The first paragraph is my attempt to demonstrate that, unlike many people who seem quite certain about what they want in life, I’m a mess. I’m what Emilie Wapnick brilliantly explains on her TED Talk: a multipotentialite. That means that I have several skills and interests that could quite easily turn into some profession. Since I was a kid, I’ve studied many things simultaneously (music, flute, trumpet, arts, English, basketball, swimming, computer science, etc.) I’ve always liked every school subject and got good grades in everything. Being a multipotentialite can be fun, however, it can leave you down when it comes to making THE DECISION:
What am I going to be when I grow up?
As ironic as it may sound, today I have no doubt that it was this very state of confusion and many interests that gave me my greatest accomplishment so far. I proudly announce to all of you who don’t already know: I AM CHEVENING! #chosenforchevening. I can’t still internalize exactly all the implications of the previous assertion, but I can guarantee I’m in a state of euphoria.

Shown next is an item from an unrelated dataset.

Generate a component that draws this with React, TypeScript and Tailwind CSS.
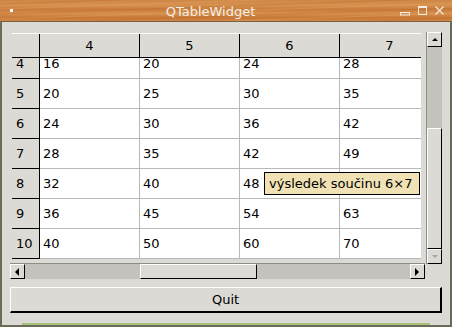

How did I get it? Well, it was a relatively simple decision. I decided to be prepared. And it’s what I did and have been doing for the last 3 years. In 2015, I accepted the challenge of taking the coordination of a Binational Center library. I learned about and got involved with various projects and institutions. The Maker Movement was one of them and the funniest thing is that I won a trip with a project I wrote to get a closer look at what the San Francisco Public library was doing, as well as attend the American Library Association conference, but I couldn’t go because there was a problem with the US visa issuance system in the very same week I did the interview at the US Embassy. That same year I found Partners of the Americas (POA), which was a game changer in my life.
In 2016, I returned to the classroom and began to test methodological ideas with my students. In the middle of that year, I went to Wyoming, USA as a POA Teacher-in-Residence Fellow. At that time, I joined the POA Goiás committee as its first secretary and helped with the restructuring. It was there, in that month of July 2016, that I had clarity for the first time about what I wanted to be. I wanted to transform education in my country. I spent a month talking about teaching, education, good classroom practices and interviewing teachers at all levels and specialties. When I came back, I decided that I would focus on this and that I would dedicate much of my time and resources to professional development in this area. That’s why I gave up my master’s degree. I participated in the POA Convention in Mexico, I began to give more workshops and lectures and focused my studies on Neuroscience and Education.
Meanwhile, still in 2015, I became a National Geographic Learning pedagogical advisor, and was given the honor of presenting in the three editions of the 2017 National Geographic Learning Conference alongside incredibly skilled professionals. I had the privilege of speaking with TED Fellow Aziz Abu Sarah, for example. I met my great inspiration and mentor (at least that’s what I consider her) Mirela Ramacciotti, who invited me to participate in the interest group Mind, Brain, and Education and everything started to make more sense in my professional life. I went to several conferences, symposia and congresses, as an observer and a speaker. I traveled Brazil giving training and I saw with my own eyes the reality of several schools. At the end of 2017, I was elected president of POA Goiás.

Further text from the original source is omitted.